■ **REQUIREMENT**: With the images removed, repeat the data below exactly.

■ **DATA EXTRACT**:
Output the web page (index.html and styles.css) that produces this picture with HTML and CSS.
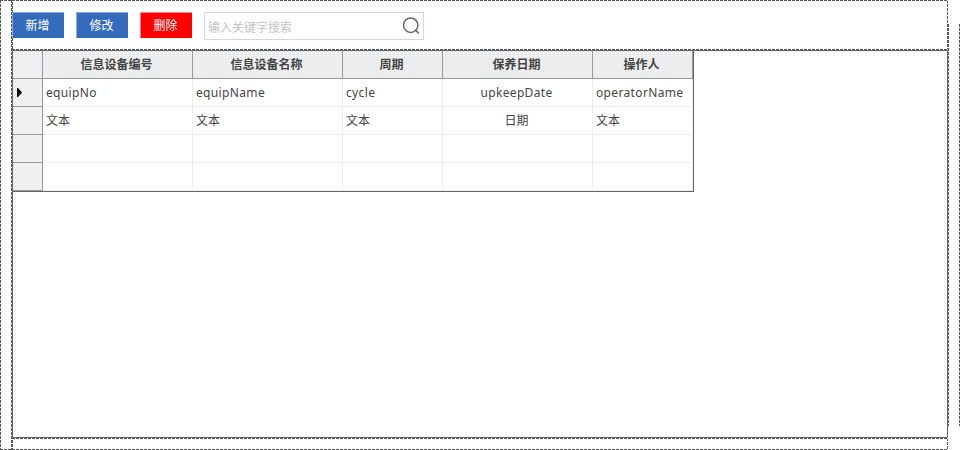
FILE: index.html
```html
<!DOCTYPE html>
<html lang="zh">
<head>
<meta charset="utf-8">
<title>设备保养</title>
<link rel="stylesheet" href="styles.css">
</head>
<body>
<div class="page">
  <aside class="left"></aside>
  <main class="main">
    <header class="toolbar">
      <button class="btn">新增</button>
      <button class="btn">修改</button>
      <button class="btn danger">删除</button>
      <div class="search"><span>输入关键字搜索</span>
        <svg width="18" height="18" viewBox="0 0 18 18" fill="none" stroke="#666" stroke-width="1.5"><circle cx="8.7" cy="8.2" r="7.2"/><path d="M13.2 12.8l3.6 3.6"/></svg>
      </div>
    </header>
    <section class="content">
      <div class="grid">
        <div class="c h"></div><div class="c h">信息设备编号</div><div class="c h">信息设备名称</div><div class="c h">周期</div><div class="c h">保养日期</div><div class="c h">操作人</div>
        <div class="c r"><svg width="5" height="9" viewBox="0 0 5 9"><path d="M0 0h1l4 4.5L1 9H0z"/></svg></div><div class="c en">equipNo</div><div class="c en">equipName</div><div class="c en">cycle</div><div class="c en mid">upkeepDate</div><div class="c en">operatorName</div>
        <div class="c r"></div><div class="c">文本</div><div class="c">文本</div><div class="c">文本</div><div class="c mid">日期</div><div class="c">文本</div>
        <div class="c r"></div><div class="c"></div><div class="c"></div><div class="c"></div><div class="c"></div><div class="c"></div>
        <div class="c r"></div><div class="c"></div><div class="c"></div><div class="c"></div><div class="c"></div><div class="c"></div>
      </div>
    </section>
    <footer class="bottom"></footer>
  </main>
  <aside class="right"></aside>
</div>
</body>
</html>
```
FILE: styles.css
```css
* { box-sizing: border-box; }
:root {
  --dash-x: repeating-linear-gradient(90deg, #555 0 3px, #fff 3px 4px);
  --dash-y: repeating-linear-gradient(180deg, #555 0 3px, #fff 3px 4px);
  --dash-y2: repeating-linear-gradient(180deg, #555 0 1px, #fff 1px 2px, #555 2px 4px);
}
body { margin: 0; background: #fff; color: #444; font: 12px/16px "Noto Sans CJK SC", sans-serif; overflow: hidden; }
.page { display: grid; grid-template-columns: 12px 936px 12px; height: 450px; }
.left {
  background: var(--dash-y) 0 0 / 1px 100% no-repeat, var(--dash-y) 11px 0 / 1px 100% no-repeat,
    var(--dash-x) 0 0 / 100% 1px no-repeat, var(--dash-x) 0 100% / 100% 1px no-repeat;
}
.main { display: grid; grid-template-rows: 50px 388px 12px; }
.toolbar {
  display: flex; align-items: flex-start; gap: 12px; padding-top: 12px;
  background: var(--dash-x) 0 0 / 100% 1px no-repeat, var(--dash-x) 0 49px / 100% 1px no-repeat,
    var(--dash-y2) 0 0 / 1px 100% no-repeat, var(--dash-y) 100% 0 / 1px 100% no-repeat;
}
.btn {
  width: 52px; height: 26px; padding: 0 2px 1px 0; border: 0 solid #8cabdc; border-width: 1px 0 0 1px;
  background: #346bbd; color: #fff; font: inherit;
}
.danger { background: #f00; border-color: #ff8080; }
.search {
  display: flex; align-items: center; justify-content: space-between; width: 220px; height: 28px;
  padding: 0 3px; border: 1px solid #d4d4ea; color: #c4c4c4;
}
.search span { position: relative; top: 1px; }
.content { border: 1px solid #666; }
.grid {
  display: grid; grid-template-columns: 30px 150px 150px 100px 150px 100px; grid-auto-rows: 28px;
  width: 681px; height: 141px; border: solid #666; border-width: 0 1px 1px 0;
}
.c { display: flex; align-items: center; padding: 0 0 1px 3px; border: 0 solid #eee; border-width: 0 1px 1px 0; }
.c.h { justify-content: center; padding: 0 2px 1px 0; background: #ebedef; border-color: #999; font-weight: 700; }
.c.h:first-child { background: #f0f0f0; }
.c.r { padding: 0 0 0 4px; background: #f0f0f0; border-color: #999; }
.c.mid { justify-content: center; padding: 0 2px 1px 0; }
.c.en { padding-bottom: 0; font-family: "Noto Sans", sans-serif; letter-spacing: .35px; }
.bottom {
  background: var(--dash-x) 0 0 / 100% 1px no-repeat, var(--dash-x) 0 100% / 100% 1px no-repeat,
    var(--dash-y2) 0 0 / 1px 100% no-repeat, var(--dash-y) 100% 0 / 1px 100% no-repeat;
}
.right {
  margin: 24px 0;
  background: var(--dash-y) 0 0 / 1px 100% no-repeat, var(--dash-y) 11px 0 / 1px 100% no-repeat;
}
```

■ **EXERCISE RESULT**:
Output the web page (index.html and styles.css) that produces this picture with HTML and CSS.
FILE: index.html
```html
<!DOCTYPE html>
<html lang="zh">
<head>
<meta charset="utf-8">
<title>设备保养</title>
<link rel="stylesheet" href="styles.css">
</head>
<body>
<div class="page">
  <aside class="left"></aside>
  <main class="main">
    <header class="toolbar">
      <button class="btn">新增</button>
      <button class="btn">修改</button>
      <button class="btn danger">删除</button>
      <div class="search"><span>输入关键字搜索</span>
        <svg width="18" height="18" viewBox="0 0 18 18" fill="none" stroke="#666" stroke-width="1.5"><circle cx="8.7" cy="8.2" r="7.2"/><path d="M13.2 12.8l3.6 3.6"/></svg>
      </div>
    </header>
    <section class="content">
      <div class="grid">
        <div class="c h"></div><div class="c h">信息设备编号</div><div class="c h">信息设备名称</div><div class="c h">周期</div><div class="c h">保养日期</div><div class="c h">操作人</div>
        <div class="c r"><svg width="5" height="9" viewBox="0 0 5 9"><path d="M0 0h1l4 4.5L1 9H0z"/></svg></div><div class="c en">equipNo</div><div class="c en">equipName</div><div class="c en">cycle</div><div class="c en mid">upkeepDate</div><div class="c en">operatorName</div>
        <div class="c r"></div><div class="c">文本</div><div class="c">文本</div><div class="c">文本</div><div class="c mid">日期</div><div class="c">文本</div>
        <div class="c r"></div><div class="c"></div><div class="c"></div><div class="c"></div><div class="c"></div><div class="c"></div>
        <div class="c r"></div><div class="c"></div><div class="c"></div><div class="c"></div><div class="c"></div><div class="c"></div>
      </div>
    </section>
    <footer class="bottom"></footer>
  </main>
  <aside class="right"></aside>
</div>
</body>
</html>
```
FILE: styles.css
```css
* { box-sizing: border-box; }
:root {
  --dash-x: repeating-linear-gradient(90deg, #555 0 3px, #fff 3px 4px);
  --dash-y: repeating-linear-gradient(180deg, #555 0 3px, #fff 3px 4px);
  --dash-y2: repeating-linear-gradient(180deg, #555 0 1px, #fff 1px 2px, #555 2px 4px);
}
body { margin: 0; background: #fff; color: #444; font: 12px/16px "Noto Sans CJK SC", sans-serif; overflow: hidden; }
.page { display: grid; grid-template-columns: 12px 936px 12px; height: 450px; }
.left {
  background: var(--dash-y) 0 0 / 1px 100% no-repeat, var(--dash-y) 11px 0 / 1px 100% no-repeat,
    var(--dash-x) 0 0 / 100% 1px no-repeat, var(--dash-x) 0 100% / 100% 1px no-repeat;
}
.main { display: grid; grid-template-rows: 50px 388px 12px; }
.toolbar {
  display: flex; align-items: flex-start; gap: 12px; padding-top: 12px;
  background: var(--dash-x) 0 0 / 100% 1px no-repeat, var(--dash-x) 0 49px / 100% 1px no-repeat,
    var(--dash-y2) 0 0 / 1px 100% no-repeat, var(--dash-y) 100% 0 / 1px 100% no-repeat;
}
.btn {
  width: 52px; height: 26px; padding: 0 2px 1px 0; border: 0 solid #8cabdc; border-width: 1px 0 0 1px;
  background: #346bbd; color: #fff; font: inherit;
}
.danger { background: #f00; border-color: #ff8080; }
.search {
  display: flex; align-items: center; justify-content: space-between; width: 220px; height: 28px;
  padding: 0 3px; border: 1px solid #d4d4ea; color: #c4c4c4;
}
.search span { position: relative; top: 1px; }
.content { border: 1px solid #666; }
.grid {
  display: grid; grid-template-columns: 30px 150px 150px 100px 150px 100px; grid-auto-rows: 28px;
  width: 681px; height: 141px; border: solid #666; border-width: 0 1px 1px 0;
}
.c { display: flex; align-items: center; padding: 0 0 1px 3px; border: 0 solid #eee; border-width: 0 1px 1px 0; }
.c.h { justify-content: center; padding: 0 2px 1px 0; background: #ebedef; border-color: #999; font-weight: 700; }
.c.h:first-child { background: #f0f0f0; }
.c.r { padding: 0 0 0 4px; background: #f0f0f0; border-color: #999; }
.c.mid { justify-content: center; padding: 0 2px 1px 0; }
.c.en { padding-bottom: 0; font-family: "Noto Sans", sans-serif; letter-spacing: .35px; }
.bottom {
  background: var(--dash-x) 0 0 / 100% 1px no-repeat, var(--dash-x) 0 100% / 100% 1px no-repeat,
    var(--dash-y2) 0 0 / 1px 100% no-repeat, var(--dash-y) 100% 0 / 1px 100% no-repeat;
}
.right {
  margin: 24px 0;
  background: var(--dash-y) 0 0 / 1px 100% no-repeat, var(--dash-y) 11px 0 / 1px 100% no-repeat;
}
```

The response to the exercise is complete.